En el terreno escénico Bertman quiso ofrecernos una producción moderna, siempre teniendo en cuenta lo que este término implica desde la perspectiva del “genio que surgió del frío”, como se le ha definido en algunas ocasiones. Muchas son las ideas que dejó sobre un escenario presidido por un elemento central omnipresente y que molestaba un poco en la primera mitad del acto primero. Poco a poco, la evolución sufrida por los elementos que se desgajaban de este mecanismo y su empleo dramático en conjunción con el argumento hicieron del mismo algo más llevadero e interesante para el objetivo final. Sobre el panel del fondo una luna simulada que, en realidad, se convirtió desde las primeras proyecciones en el oráculo que tornaba de color para sugerirnos estados de ánimo y emociones.
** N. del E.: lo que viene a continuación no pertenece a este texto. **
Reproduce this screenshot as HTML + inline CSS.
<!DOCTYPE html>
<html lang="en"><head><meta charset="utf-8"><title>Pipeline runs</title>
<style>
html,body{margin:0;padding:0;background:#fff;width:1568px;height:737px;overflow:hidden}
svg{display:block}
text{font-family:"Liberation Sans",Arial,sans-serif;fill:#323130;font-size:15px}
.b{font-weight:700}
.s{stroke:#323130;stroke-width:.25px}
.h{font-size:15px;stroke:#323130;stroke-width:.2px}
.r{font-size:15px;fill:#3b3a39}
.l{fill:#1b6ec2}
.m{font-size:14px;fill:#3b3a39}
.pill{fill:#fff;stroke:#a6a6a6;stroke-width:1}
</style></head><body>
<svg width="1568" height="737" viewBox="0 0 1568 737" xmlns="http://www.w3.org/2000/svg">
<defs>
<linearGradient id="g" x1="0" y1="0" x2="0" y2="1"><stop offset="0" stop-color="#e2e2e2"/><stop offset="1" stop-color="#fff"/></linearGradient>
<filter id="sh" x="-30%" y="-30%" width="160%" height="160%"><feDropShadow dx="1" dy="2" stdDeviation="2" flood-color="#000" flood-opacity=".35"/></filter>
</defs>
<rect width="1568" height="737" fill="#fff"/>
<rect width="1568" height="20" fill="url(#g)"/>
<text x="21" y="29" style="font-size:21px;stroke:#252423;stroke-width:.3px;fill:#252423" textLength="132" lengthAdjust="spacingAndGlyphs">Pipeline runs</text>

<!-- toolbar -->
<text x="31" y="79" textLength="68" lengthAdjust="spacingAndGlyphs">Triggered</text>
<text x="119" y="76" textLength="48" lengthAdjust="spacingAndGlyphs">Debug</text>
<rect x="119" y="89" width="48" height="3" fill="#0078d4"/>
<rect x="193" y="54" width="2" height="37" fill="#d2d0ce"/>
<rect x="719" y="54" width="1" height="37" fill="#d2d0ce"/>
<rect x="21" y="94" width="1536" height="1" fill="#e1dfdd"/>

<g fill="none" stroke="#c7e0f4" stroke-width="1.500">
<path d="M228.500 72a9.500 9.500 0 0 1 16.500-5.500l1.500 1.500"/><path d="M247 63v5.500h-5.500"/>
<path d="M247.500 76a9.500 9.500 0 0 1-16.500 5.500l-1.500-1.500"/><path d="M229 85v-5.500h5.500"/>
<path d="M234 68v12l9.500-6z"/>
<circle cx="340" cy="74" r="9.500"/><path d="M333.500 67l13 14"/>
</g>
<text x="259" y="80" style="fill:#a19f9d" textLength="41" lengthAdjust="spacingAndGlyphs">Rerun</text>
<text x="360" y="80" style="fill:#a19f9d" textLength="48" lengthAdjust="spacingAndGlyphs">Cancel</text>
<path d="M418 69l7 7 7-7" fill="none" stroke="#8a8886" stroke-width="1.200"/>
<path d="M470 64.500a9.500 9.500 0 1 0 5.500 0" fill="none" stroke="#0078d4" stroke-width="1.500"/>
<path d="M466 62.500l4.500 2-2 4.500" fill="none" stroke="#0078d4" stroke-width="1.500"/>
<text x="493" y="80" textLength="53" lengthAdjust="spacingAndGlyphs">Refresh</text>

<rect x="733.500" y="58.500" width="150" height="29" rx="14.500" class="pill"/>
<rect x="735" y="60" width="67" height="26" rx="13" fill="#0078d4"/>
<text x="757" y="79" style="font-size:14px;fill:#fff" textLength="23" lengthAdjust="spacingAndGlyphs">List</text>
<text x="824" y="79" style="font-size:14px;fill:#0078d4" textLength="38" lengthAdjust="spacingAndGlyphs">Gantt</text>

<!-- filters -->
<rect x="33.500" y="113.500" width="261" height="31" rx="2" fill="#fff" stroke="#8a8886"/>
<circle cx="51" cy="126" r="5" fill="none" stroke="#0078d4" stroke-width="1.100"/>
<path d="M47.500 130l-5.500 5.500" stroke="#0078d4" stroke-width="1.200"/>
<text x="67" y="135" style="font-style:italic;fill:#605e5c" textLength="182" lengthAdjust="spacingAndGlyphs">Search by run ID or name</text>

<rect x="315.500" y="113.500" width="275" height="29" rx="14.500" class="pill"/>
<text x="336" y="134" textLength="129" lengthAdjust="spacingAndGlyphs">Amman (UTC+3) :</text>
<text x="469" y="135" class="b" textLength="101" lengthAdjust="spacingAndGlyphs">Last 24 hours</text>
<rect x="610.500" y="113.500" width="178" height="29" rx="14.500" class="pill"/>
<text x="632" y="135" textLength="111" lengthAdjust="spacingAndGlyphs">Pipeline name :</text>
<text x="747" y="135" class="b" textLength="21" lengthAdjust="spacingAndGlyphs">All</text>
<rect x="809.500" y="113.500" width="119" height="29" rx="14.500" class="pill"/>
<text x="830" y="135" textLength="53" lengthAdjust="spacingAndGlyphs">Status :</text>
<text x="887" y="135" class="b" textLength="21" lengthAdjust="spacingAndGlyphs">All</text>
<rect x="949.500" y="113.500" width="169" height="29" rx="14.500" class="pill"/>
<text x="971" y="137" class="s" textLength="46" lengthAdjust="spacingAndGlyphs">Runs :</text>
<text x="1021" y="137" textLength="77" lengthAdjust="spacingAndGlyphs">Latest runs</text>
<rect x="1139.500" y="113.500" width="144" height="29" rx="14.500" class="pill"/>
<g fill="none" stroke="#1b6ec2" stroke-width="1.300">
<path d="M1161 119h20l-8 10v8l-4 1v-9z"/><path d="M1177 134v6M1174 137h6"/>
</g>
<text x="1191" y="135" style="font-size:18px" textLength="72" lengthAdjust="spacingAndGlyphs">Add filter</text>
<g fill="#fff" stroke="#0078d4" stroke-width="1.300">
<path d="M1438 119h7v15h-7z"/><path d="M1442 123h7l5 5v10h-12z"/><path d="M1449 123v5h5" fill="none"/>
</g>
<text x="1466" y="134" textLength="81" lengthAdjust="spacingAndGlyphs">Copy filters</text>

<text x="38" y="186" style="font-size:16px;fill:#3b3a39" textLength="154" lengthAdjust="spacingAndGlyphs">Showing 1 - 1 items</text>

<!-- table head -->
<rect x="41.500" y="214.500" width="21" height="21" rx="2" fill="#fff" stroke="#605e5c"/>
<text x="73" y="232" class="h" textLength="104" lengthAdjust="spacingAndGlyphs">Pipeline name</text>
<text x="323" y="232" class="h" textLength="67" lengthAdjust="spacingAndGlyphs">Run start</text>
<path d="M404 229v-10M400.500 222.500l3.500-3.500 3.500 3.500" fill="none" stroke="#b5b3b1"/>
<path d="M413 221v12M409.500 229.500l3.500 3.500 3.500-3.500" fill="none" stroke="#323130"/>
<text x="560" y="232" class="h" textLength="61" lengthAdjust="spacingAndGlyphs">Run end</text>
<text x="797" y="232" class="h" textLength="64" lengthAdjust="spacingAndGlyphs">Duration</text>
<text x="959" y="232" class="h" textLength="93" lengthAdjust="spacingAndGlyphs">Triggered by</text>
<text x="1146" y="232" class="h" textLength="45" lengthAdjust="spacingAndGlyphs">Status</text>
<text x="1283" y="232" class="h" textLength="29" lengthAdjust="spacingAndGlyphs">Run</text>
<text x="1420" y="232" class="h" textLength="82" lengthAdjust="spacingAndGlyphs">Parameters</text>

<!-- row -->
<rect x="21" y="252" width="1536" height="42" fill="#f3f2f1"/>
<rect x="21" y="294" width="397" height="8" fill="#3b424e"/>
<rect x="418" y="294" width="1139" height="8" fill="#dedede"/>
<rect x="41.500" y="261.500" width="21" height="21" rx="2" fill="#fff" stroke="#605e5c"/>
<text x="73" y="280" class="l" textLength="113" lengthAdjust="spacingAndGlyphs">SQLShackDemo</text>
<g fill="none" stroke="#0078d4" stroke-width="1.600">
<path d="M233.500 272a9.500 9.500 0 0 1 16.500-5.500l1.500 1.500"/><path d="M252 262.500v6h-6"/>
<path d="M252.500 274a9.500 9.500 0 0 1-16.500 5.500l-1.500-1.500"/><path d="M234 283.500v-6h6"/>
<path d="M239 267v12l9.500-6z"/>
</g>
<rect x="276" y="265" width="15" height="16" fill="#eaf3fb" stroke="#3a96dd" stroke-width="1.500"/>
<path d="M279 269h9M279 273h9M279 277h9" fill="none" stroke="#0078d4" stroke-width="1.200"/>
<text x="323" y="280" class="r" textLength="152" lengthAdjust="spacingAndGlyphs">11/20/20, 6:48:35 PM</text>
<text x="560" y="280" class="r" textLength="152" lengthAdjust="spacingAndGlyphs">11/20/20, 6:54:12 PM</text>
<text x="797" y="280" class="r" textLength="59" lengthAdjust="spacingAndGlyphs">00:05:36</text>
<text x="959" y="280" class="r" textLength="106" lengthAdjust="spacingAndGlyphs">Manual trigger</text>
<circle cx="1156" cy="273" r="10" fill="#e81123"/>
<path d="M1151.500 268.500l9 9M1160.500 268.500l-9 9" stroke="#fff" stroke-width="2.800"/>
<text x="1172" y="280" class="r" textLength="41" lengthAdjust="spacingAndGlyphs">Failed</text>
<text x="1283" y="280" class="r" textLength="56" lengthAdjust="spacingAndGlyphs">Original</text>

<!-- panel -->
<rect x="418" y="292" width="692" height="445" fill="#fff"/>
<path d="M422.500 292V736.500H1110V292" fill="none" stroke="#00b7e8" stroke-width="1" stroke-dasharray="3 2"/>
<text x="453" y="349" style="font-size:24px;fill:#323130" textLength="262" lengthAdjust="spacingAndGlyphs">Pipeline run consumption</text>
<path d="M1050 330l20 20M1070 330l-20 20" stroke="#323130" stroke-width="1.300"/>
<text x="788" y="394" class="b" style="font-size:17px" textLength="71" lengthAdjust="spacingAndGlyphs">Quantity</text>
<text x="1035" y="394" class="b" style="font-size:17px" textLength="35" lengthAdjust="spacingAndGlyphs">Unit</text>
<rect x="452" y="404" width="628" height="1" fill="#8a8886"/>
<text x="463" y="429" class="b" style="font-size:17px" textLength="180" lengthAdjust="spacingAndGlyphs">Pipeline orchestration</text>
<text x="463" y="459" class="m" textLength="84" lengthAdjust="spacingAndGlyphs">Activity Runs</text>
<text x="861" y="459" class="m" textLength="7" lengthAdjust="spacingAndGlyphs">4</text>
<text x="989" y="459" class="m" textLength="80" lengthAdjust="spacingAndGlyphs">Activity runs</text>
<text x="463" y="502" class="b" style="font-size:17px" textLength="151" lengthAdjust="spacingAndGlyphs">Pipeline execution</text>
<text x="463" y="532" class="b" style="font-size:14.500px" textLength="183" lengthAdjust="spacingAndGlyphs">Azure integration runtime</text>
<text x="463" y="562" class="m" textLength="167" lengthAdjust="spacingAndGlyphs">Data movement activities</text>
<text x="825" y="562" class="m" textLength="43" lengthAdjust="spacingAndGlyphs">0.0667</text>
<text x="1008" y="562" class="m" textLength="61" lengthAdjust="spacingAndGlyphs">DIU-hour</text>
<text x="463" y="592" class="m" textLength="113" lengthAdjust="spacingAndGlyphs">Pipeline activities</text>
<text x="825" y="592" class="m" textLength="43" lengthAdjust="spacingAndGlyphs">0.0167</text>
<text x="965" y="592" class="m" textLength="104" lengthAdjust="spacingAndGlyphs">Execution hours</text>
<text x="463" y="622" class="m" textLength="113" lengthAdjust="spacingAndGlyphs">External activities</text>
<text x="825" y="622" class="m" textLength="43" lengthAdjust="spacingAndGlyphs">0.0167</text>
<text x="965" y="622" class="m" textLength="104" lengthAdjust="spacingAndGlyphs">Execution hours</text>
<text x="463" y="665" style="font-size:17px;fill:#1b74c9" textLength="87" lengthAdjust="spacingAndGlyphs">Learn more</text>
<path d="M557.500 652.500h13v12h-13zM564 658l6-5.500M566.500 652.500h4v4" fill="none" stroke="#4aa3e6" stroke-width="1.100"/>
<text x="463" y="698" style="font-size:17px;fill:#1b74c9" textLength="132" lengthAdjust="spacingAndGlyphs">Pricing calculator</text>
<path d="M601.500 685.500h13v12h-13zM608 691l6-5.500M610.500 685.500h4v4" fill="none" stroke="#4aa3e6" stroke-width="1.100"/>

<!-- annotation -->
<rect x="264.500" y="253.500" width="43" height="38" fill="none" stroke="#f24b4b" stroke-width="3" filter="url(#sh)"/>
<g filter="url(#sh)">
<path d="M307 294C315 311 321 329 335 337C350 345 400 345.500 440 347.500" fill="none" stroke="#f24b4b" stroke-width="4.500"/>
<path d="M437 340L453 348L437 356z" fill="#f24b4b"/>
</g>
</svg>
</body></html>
Bertman nos sorprende con efectos escénicos arrolladores como el uso de espadas de luz dentro de una estética futurista. Un elemento que decora como atrezzo pero que viste también la escena en un cierto aire cinematográfico, sin querer referirme a La Guerra de las Galaxias sino a aquella película de motos de luz y luchadores cibernéticos estrenada en el año 1982: ‘Tron’.
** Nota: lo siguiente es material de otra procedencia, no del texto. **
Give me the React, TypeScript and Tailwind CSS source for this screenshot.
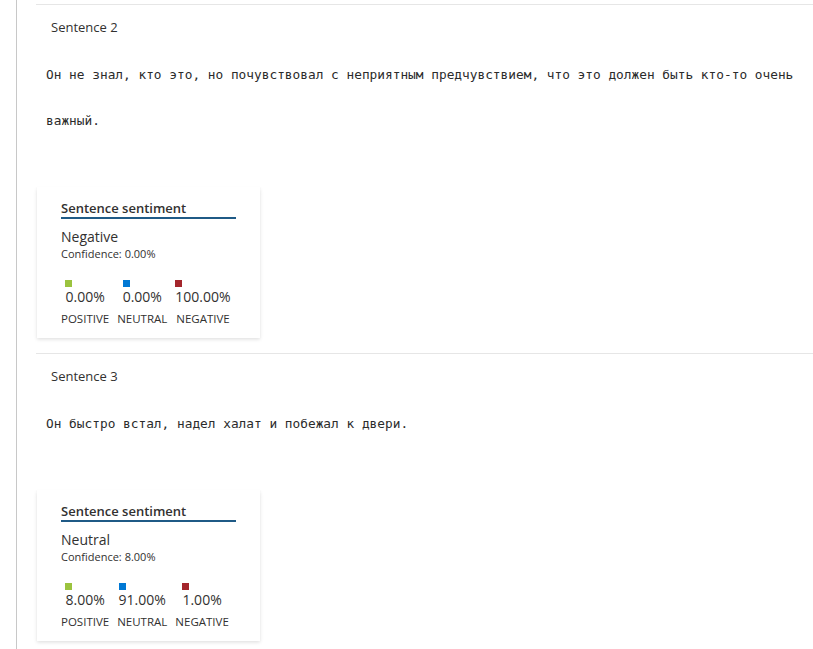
import React from "react";

type Scores = {
  positive: string;
  neutral: string;
  negative: string;
};

type Sentence = {
  index: number;
  text: string;
  label: string;
  confidence: string;
  scores: Scores;
};

const sentences: Sentence[] = [
  {
    index: 2,
    text: "Он не знал, кто это, но почувствовал с неприятным предчувствием, что это должен быть кто-то очень важный.",
    label: "Negative",
    confidence: "0.00%",
    scores: { positive: "0.00%", neutral: "0.00%", negative: "100.00%" },
  },
  {
    index: 3,
    text: "Он быстро встал, надел халат и побежал к двери.",
    label: "Neutral",
    confidence: "8.00%",
    scores: { positive: "8.00%", neutral: "91.00%", negative: "1.00%" },
  },
];

const ui = { fontFamily: '"Segoe UI", "Open Sans", "Noto Sans", sans-serif' };
const mono = { fontFamily: '"DejaVu Sans Mono", "Liberation Mono", monospace' };

function Score({ color, value, name }: { color: string; value: string; name: string }) {
  return (
    <div className="flex flex-col items-center">
      <div className="flex flex-col items-start">
        <span className={`w-[7px] h-[7px] ${color}`} />
        <span className="text-[14px] leading-[18px] mt-[1px]">{value}</span>
      </div>
      <span className="text-[11.5px] leading-[18px] mt-[4px] uppercase">{name}</span>
    </div>
  );
}

function SentimentCard({ s }: { s: Sentence }) {
  return (
    <div
      style={ui}
      className="ml-px w-[223px] bg-white px-6 pt-[13px] pb-[10px] text-[#323130] shadow-[0_1.6px_3.6px_rgba(0,0,0,0.13),0_0.3px_0.9px_rgba(0,0,0,0.11)]"
    >
      <div className="text-[13px] font-semibold leading-[17px] border-b-2 border-[#1f5a86]">
        Sentence sentiment
      </div>
      <div className="mt-2 text-[14px] leading-[20px]">{s.label}</div>
      <div className="text-[11px] leading-[14px]">Confidence: {s.confidence}</div>

      <div className="mt-[19px] flex gap-2">
        <Score color="bg-[#9bc33f]" value={s.scores.positive} name="Positive" />
        <Score color="bg-[#0078d4]" value={s.scores.neutral} name="Neutral" />
        <Score color="bg-[#a4262c]" value={s.scores.negative} name="Negative" />
      </div>
    </div>
  );
}

function SentenceBlock({ s }: { s: Sentence }) {
  return (
    <section className="border-t border-[#e6e6e6] pb-[15px]">
      <div style={ui} className="pl-[15px] pt-[12px] text-[13px] leading-[20px] text-[#323130]">
        Sentence {s.index}
      </div>

      <p
        style={mono}
        className="mt-[15px] pl-[10px] pr-[12px] text-[12.8px] leading-[46px] text-[#2b2b2b]"
      >
        {s.text}
      </p>

      <div className="mt-[43px]">
        <SentimentCard s={s} />
      </div>
    </section>
  );
}

export default function App() {
  return (
    <div className="min-h-screen bg-white flex">
      <div className="w-4 shrink-0" />
      <div className="w-px shrink-0 bg-[#c8c8c8]" />

      <main className="flex-1 pl-[19px] pt-1">
        {sentences.map((s) => (
          <SentenceBlock key={s.index} s={s} />
        ))}
      </main>
    </div>
  );
}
El diseño de vestuario corresponde con estos modelos de diseño señalados, una síntesis de lo funcional, lo estéticamente con pretensiones de modernidad y el resultado escénico de conjunto agradable y, como no, también coreografiado. La iluminación, igualmente cuidada, viste la escena con tonos de neón y diversos colores en un empleo discursivo de los mismos.
La carrera de Bertman prosigue con su buena salud en nuestro país y en pocas semanas estrenará una nueva producción, esta vez en el Teatro Clásico de Mérida sobre ‘La Clemenza di Tito’ de Mozart. En Santander nos ha dejado una Norma de la que nos quedará buen recuerdo, sobre todo de sus voces.